El magisterio de Juan Pablo II fue amplio y profundo. Él se expresó en numerosas encíclicas, entre las que destacan, por ejemplo, Redemptor hominis, Dives in misericordia, Laborem exercens, Veritatis splendor, Centesimus Annus…
Pero la tarea específica de desbaratar este intento de infiltración le correspondió, bajo su personal dirección y supervisión, a quien entonces era su Prefecto para la Congregación de la Fe, el entonces Cardenal Joseph Ratzinger, hoy S.S. Benedicto XVI, quien en las Instrucciones Libertatis Nuntius (1984) y Libertatis Conscientiae (1986) se encargó de precisar cuán divergentes eran ambas doctrinas. La primera de esas instrucciones se fija como objetivo atraer la atención de los pastores, de los teólogos y de todos los fieles, sobre las desviaciones y los riesgos de desviación, ruinosos para la fe y para la vida cristiana, que implican ciertas formas de teología de la liberación que recurren, de modo insuficientemente crítico, a conceptos tomados de diversas corrientes del pensamiento marxista. No se trata, por cierto, de convocar a los cristianos a una especie de neutralidad frente a los problemas de la pobreza y de la marginalidad. Al contrario, esta instrucción, como todo el magisterio de la Iglesia, nos insta a no descansar en la tarea de hacer de este mundo un lugar más digno para todas las personas; pero, asimismo, a no dejarnos engañar por una ideología como la marxista para la cual… La ley fundamental de la historia que es la ley de la lucha de clases implica que la sociedad está fundada sobre la violencia. A la violencia que constituye la relación de dominación de los ricos sobre los pobres deberá responder la contra-violencia revolucionaria mediante la cual se invertirá esta relación… La lucha de clases es pues presentada como una ley objetiva, necesaria. Entrando en su proceso, al lado de los oprimidos, se «hace» la verdad, se actúa «científicamente». En consecuencia, la concepción de la verdad va a la par con la afirmación de la violencia necesaria, y por ello con la del amoralismo político.
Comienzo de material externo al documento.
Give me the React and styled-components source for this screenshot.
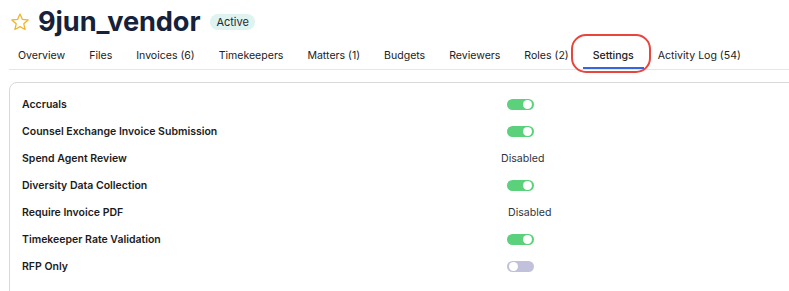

En estas perspectivas, pierde todo sentido la referencia a las exigencias éticas que ordenan reformas estructurales e institucionales radicales y valerosas.
Poco después de estas instrucciones sobrevino el derrumbe del Muro de Berlín y el colapso del comunismo, con lo cual cesó el entusiasmo de esos clérigos por las ideas marxistas. Una batalla había concluido con una victoria para el cristianismo; otra más en su larga historia. Pero, como las anteriores, obtenida después de muchos esfuerzos. El marxismo, en sus intentos de aplastar la civilización cristiana, dejó, tras de sí, un reguero de sangre, mucha de ella vertida por mártires cristianos, como fueron los de la misma Rusia en 1917; México entre 1929 y 1931; España entre 1936 y 1939; los países de Europa del Este después de la Segunda Guerra Mundial; los países del sudeste asiático; Cuba, China y tantos otros sobre los cuales cayó como cataclismo el infierno de esa ideología. Fue la sangre de esos mártires la que trajo la victoria. Ahora, corresponde a las generaciones presentes impedir que ella se malgaste.